In einem ersten Schritt wurden die Doppelbohlen zunächst strahl­entrostet und Schmutz, Fett, Walzzunder und Rost entfernt. Die Beschichtung wurde in mehreren Beschichtungsstärken und Schritten gemäß den Vorgaben des Bauherrn aufgetragen und bestand aus der zinkhaltigen Grundierung (in grauer Farbe), zwei Zwischenbeschichtungen (grün) und einer weiteren Deckbeschichtung (grau). So konnte anhand der Beschichtungsfarbe direkt gesehen werden, in welchem Arbeitsschritt sich die Bohle gerade befand. „Wir haben von Terra Infrastructure die genauen Angaben erhalten, in welchen Bereichen und in welcher Stärke die einzelnen Dielen beschichtet werden sollten“, erklärt Frank Tapken, Geschäftsführer der in Dortmund ansässigen Walter Hartmann Industrie-Großanstriche, maschinelle Sandstrahlentrostung GmbH & Co. KG. Dabei wurden die Stellen, an denen die Ankerstühle für die Rückverankerung auf die Spundwand geschweißt werden, bei der Beschichtung zunächst ausgespart.
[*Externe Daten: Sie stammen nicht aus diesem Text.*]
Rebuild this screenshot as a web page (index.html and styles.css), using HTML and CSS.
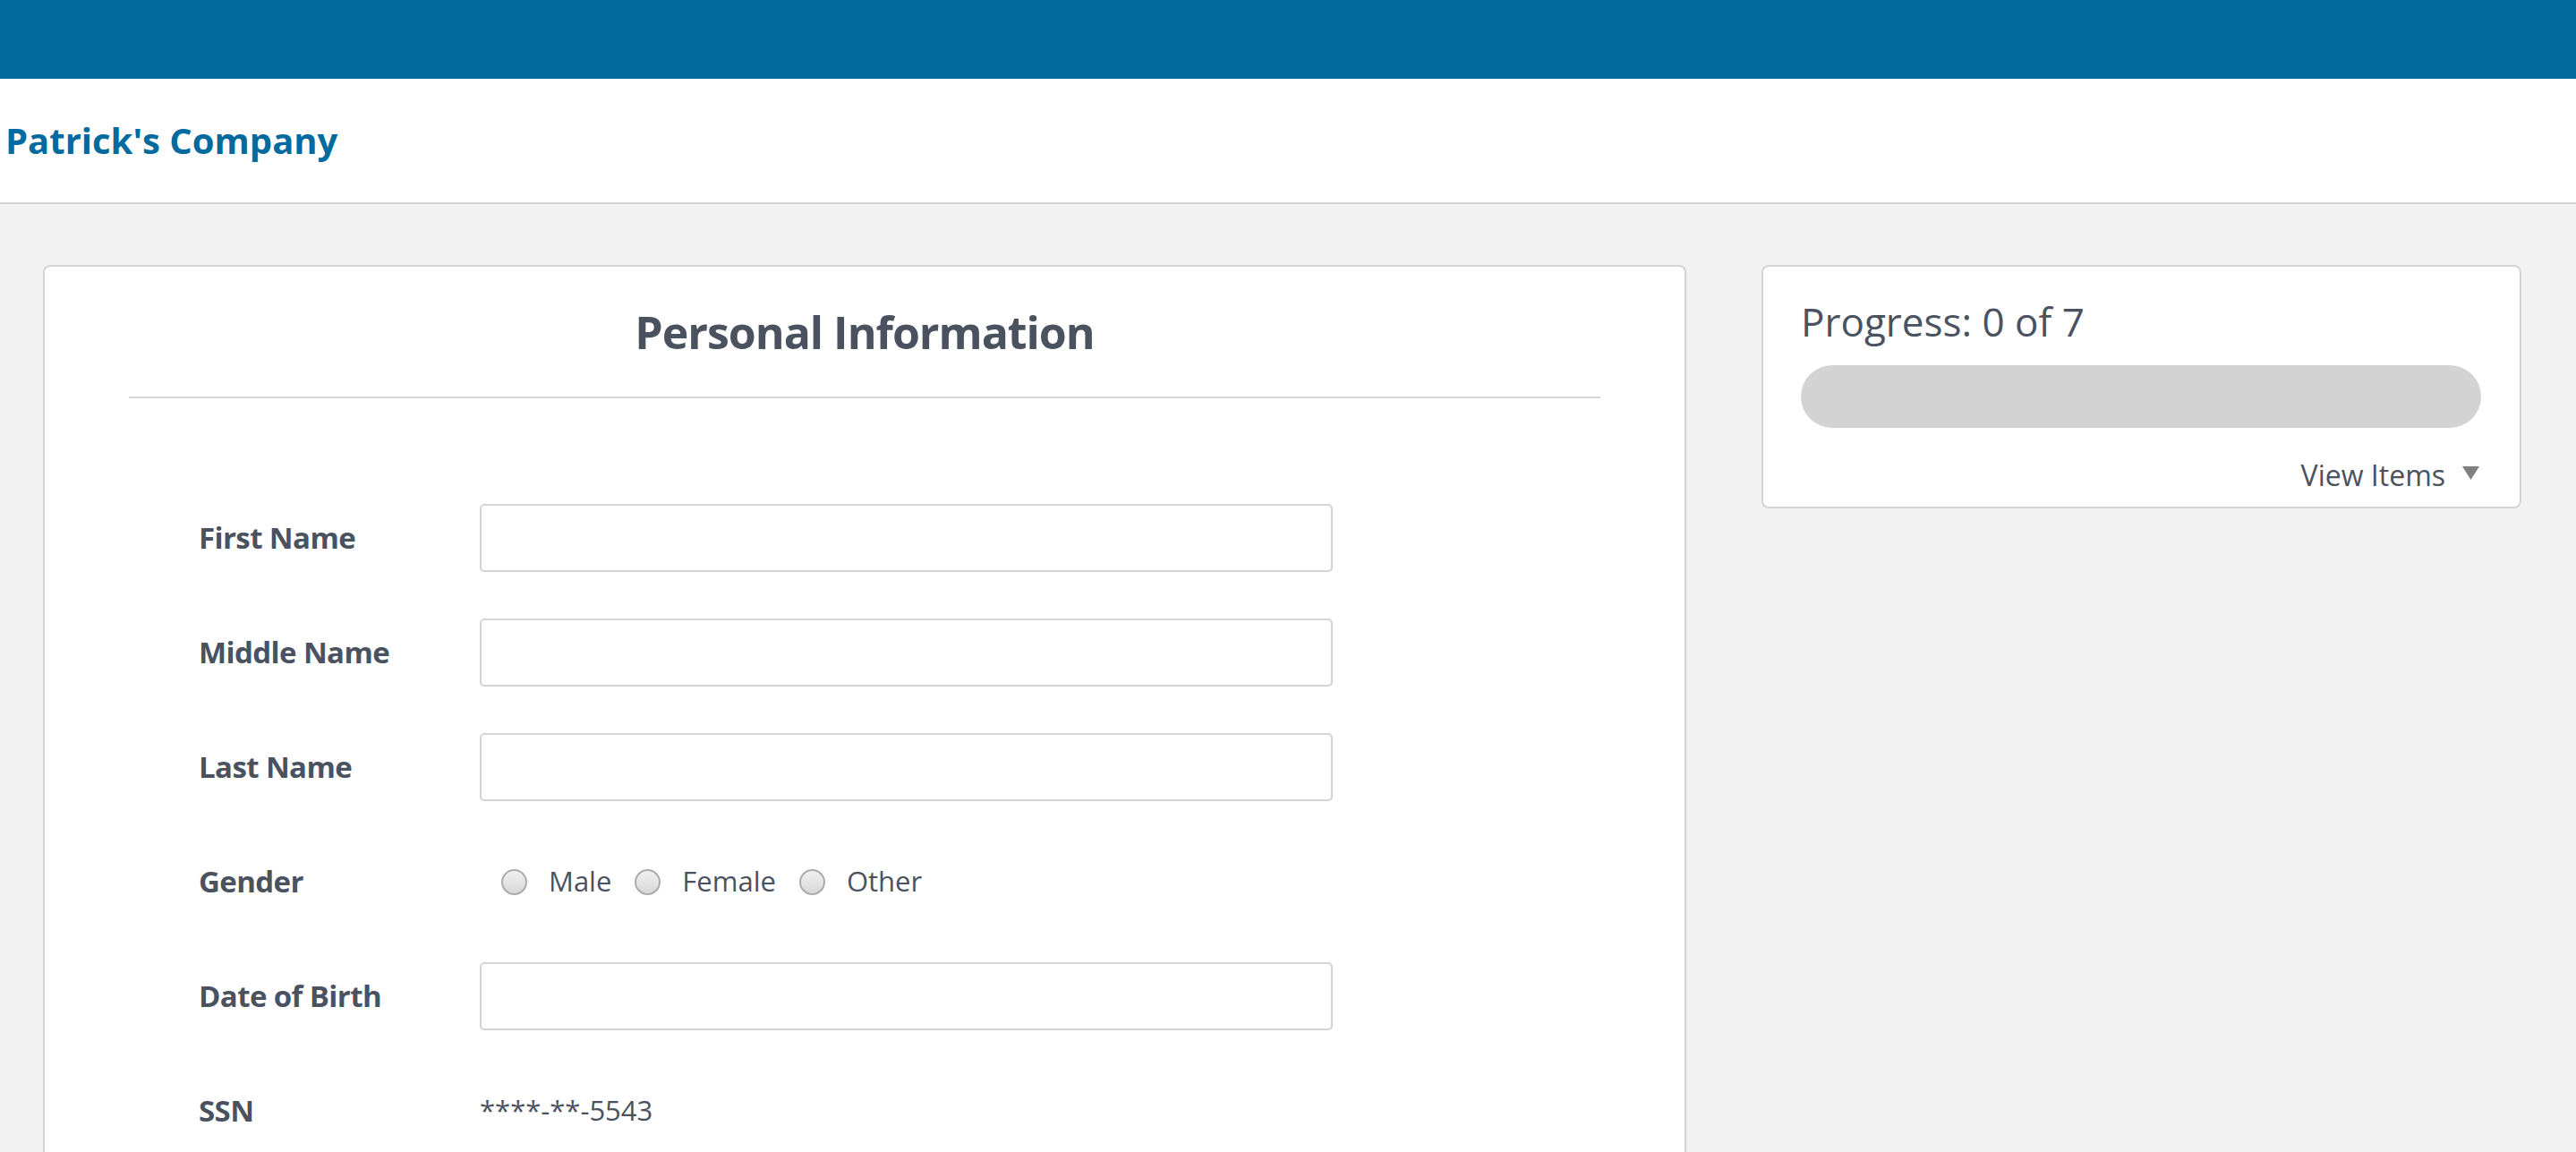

Die Ankerstühle wurden für die Vorbeschichtung separat nach Dortmund geliefert. Tapken: „Die Ausbesserungsarbeiten der Vorbeschichtung nach Abschluss der Rückverankerung sowie die Deckbeschichtung der Spundwände und der Ankerstühle werden anschließend vor Ort durch unsere Mitarbeiter ausgeführt.“

Voraussichtlich im Sommer 2025 werden die Arbeiten an der ersten Baustufe abgeschlossen sein. Die zweite Baustufe sieht in den Bereichen zwischen der deutsch-niederländischen Grenze und Ihrhove sowie zwischen Stickhausen-Velde und Augustfehn einen zweispurigen Streckenausbau vor. Wenn diese ebenfalls baulich umgesetzt ist, wird zusammen mit der ersten Baustufe die Reisezeit zwischen Bremen und Groningen unter zwei Stunden und 15 Minuten betragen.